L’article 269 du code minier stipule que le titulaire qui, en phase d’amortissement de son investissement, exporte les produits marchands des mines, est autorisé à garder et à gérer dans son compte principal et ses comptes de service de la dette étrangère les recettes de ses ventes à l’exportation à concurrence de 40 %. Il a aussi l’obligation de rapatrier dans son compte en RDC, 60 % des recettes d’exportation dans les quinze jours à dater de l’encaissement au compte principal prévu à l’article 267 du code minier.
En cas d’amortissement de son investissement, il est tenu de rapatrier 100 % des recettes de ses ventes à l’exportation dans son compte national principal en RDC.
Par ailleurs, ne peut garder une quotité des recettes d’exportation ou des préfinancements à l’étranger que le titulaire des droits miniers qui a communiqué les coordonnées bancaires et qui transmet trimestriellement à la Banque centrale du Congo (BCC) le rapport de ses activités enregistrées dans le compte principal, conformément à l’article 271 du code minier.
Pendant deux ans, des sociétés minières installées en RDC ne rapatriaient pas 60 % des recettes d’exportation au pays.
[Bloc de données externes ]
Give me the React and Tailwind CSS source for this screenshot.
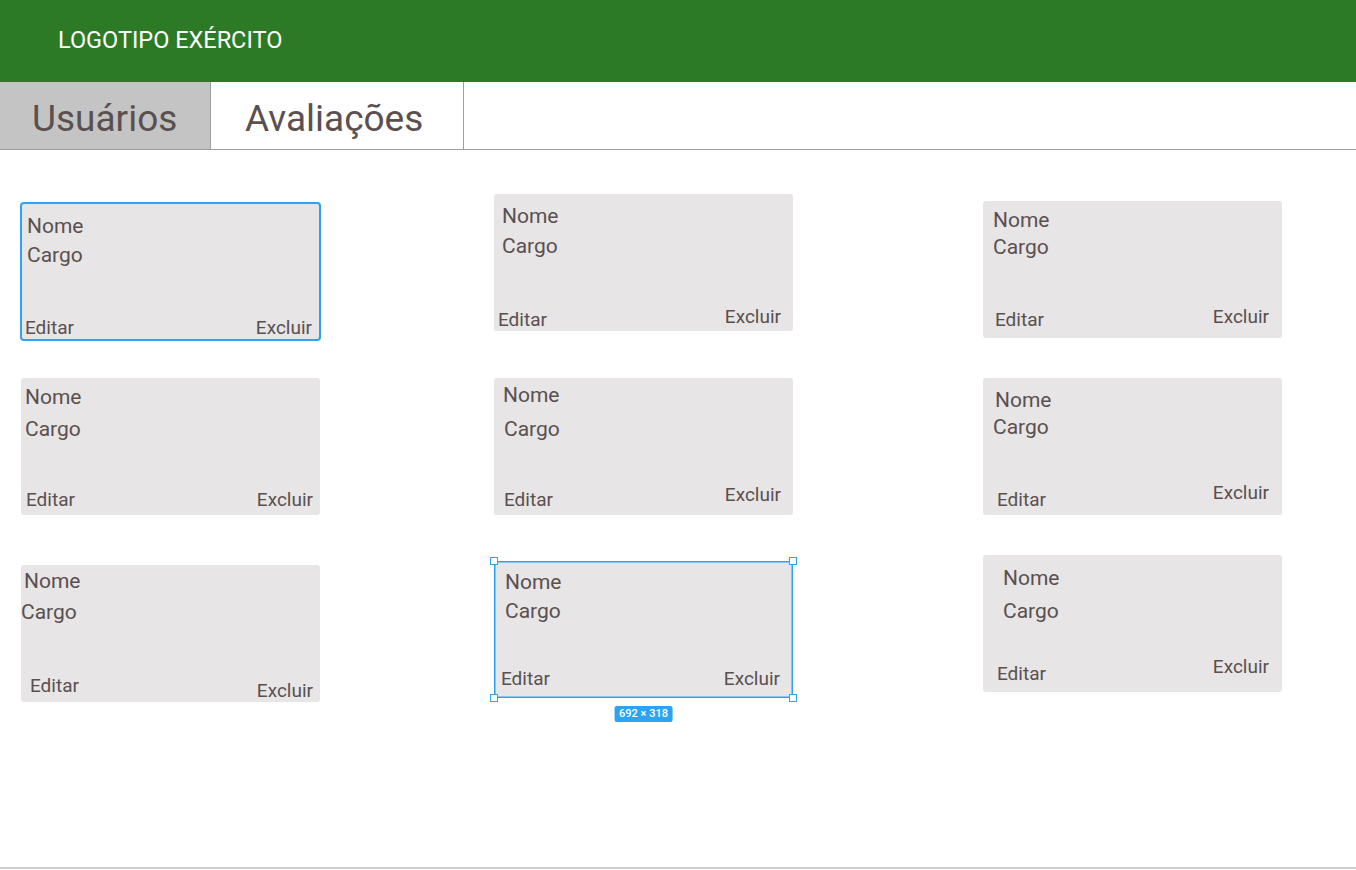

Heureusement, Sylvestre Ilunga Ilunkamba a rappelé les uns et les autres au respect strict de de cette disposition sur le rapatriement des recettes d’exportation. Et l’effet de cette mesure gouvernementale s’est ressenti sur les réserves internationales, qui étaient au plus mal au cours du premier semestre de 2020. Avec la crise sanitaire, les entreprises minières en phase de production se montrent encore frileuses pour s’acquitter de cette obligation légale. Des analystes pensent que c’est la conséquence de la défaillance de l’État à travers tous ses services intervenant dans le processus ainsi que celle de BCC et des banques commerciales.
Les réserves de change
Produit de la vente des matières premières (cuivre, cobalt, pétrole, étain, etc.), les réserves de change permettent généralement de soutenir la monnaie nationale (le franc congolais) et encouragent l’afflux de capitaux étrangers vers le pays. Dans le cas de la RDC, quand les cours des matières premières chutent, les réserves de change périclitent. Les réserves de change de la RDC étaient de 1,32 milliard de dollars, couvrant plus d’un mois d’importations, avant la crise des cours des matières premières d’avant 2016. Elles étaient tombées jusqu’en deçà de 800 millions de dollars, avant de remonter pour atteindre pratiquement le même niveau d’avant la crise des cours des matières premières, et avant l’entrée en fonction de Félix Antoine Tshisekedi Tshilombo, le nouveau président de la République élu en décembre 2019. Aujourd’hui, on parle d’environ 600 millions de dollars. Selon le Fonds monétaire international (FMI), les régimes de change en Afrique subsaharienne influent, depuis 1980, sur l’inflation, la croissance économique et sa volatilité (résultats macroéconomiques) ainsi que sur les résultats budgétaires, comparés à ceux d’autres pays émergents et en développement. Un grand nombre de pays exportateurs de produits de base se sont efforcés de contrer l’appréciation nominale de leur monnaie face à l’afflux de devises lorsque les cours de ces produits étaient élevés. Pour le FMI, des politiques d’accompagnement sont donc nécessaires pour tirer profit au maximum de chaque régime de change (fixe ou flexible) d’ancrage de la monnaie nationale. Dans les pays à régime de change plus flexible, comme la RDC, la mise en place de cadres de politique monétaire reposant expressément sur un mandat de stabilité des prix peut soutenir le régime de change, de même que l’application de politiques budgétaire et monétaire suffisamment restrictives pour contenir les tensions inflationnistes engendrées par la dépréciation de la monnaie.